Much of this beautifully written and evocative book is a lamentation on
the conditions of exile. In the course of his enforced exile, Barghouti
moved from Cairo to Baghdad to Beirut to Budapest to Amman and to Cairo
again. It was impossible to hold on to a particular location. If his
will clashed with the will of the "masters of the place", it was always
his will that was exposed to breaking. Mild criticism of President
Anwar Sadat's visit to Jerusalem led to Barghouti's expulsion from
Egypt. For 17 years he and his wife Radwa Ashour were forced to live
apart from each other, he as the PLO representative in Budapest, she
and their son Tamim in Cairo, where she is a professor of English at
Ain Shams University. Before Tamim was born, their friends used to joke
that Mourid and Radwa had decided to postpone having children until the
Middle East problem had been solved.
Considering the pain and the heartaches he had to endure in exile,
Barghouti writes about the Israelis with relative restraint, more in
sorrow than in anger. Occasionally, however, his anger bubbles up to
the surface, anger with the Zionists for taking over his country and
anger directed at his own people for failing to put up more effective
resistance.
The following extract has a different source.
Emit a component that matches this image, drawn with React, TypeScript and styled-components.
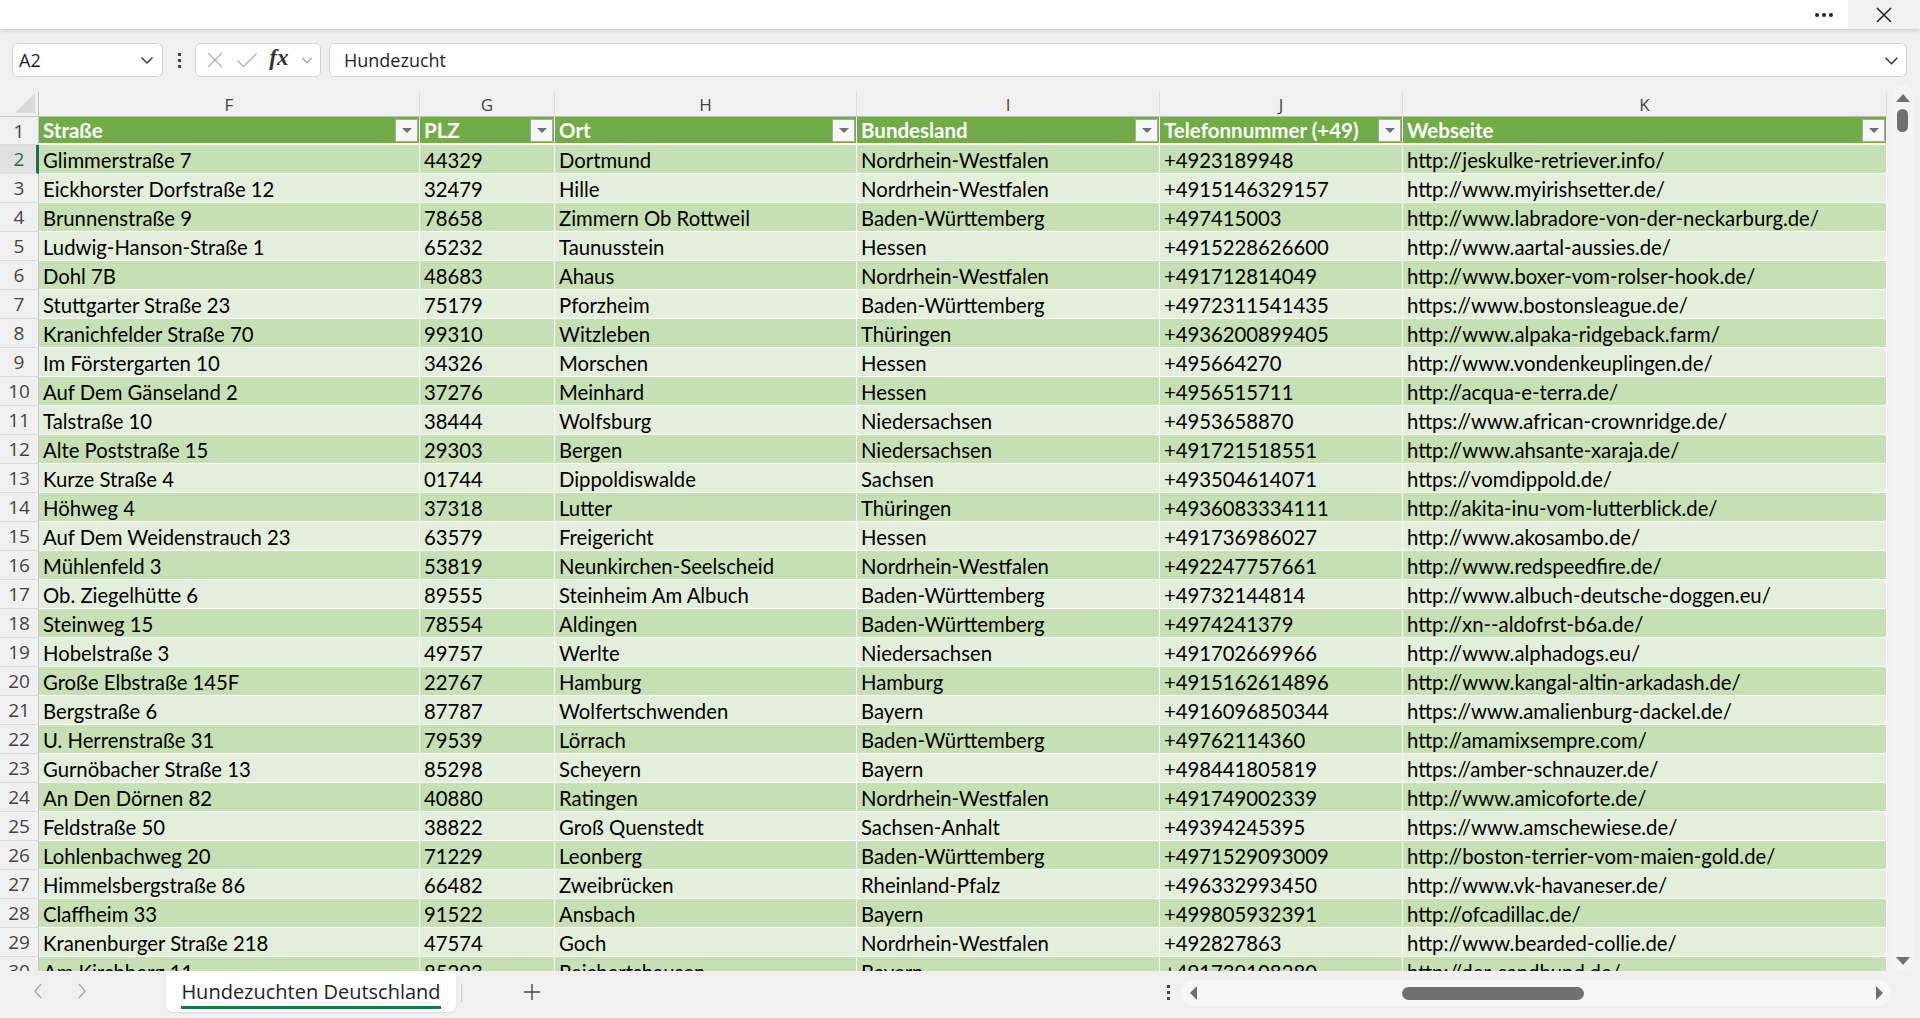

Professional politics have little appeal for him because,
by his own admission, he reacts to the world with feelings and
intuition. But politics inevitably enter into his narrative because
they have come to dominate the life of the Palestinians "since the
Zionist project started knocking on the glass of our windows with its
sharp nails and then on the doors, which it kicked down to enter all
the rooms of the house and throw us out into the desert".
The one trait of the Zionist movement that infuriates Barghouti above
all others is its tendency to arrogate to itself the status of victim
in this protracted struggle for Palestine. One example of this tendency
was Itzhak Rabin's speech at the signing ceremony of the Oslo accord in
the White House garden. In this speech Rabin presented Israel as the
victim of war and violence. On hearing Rabin's words, Barghouti felt a
sharp pang of pain. He knew that the Palestinians had been defeated
again: Rabin took everything, even the story of their death.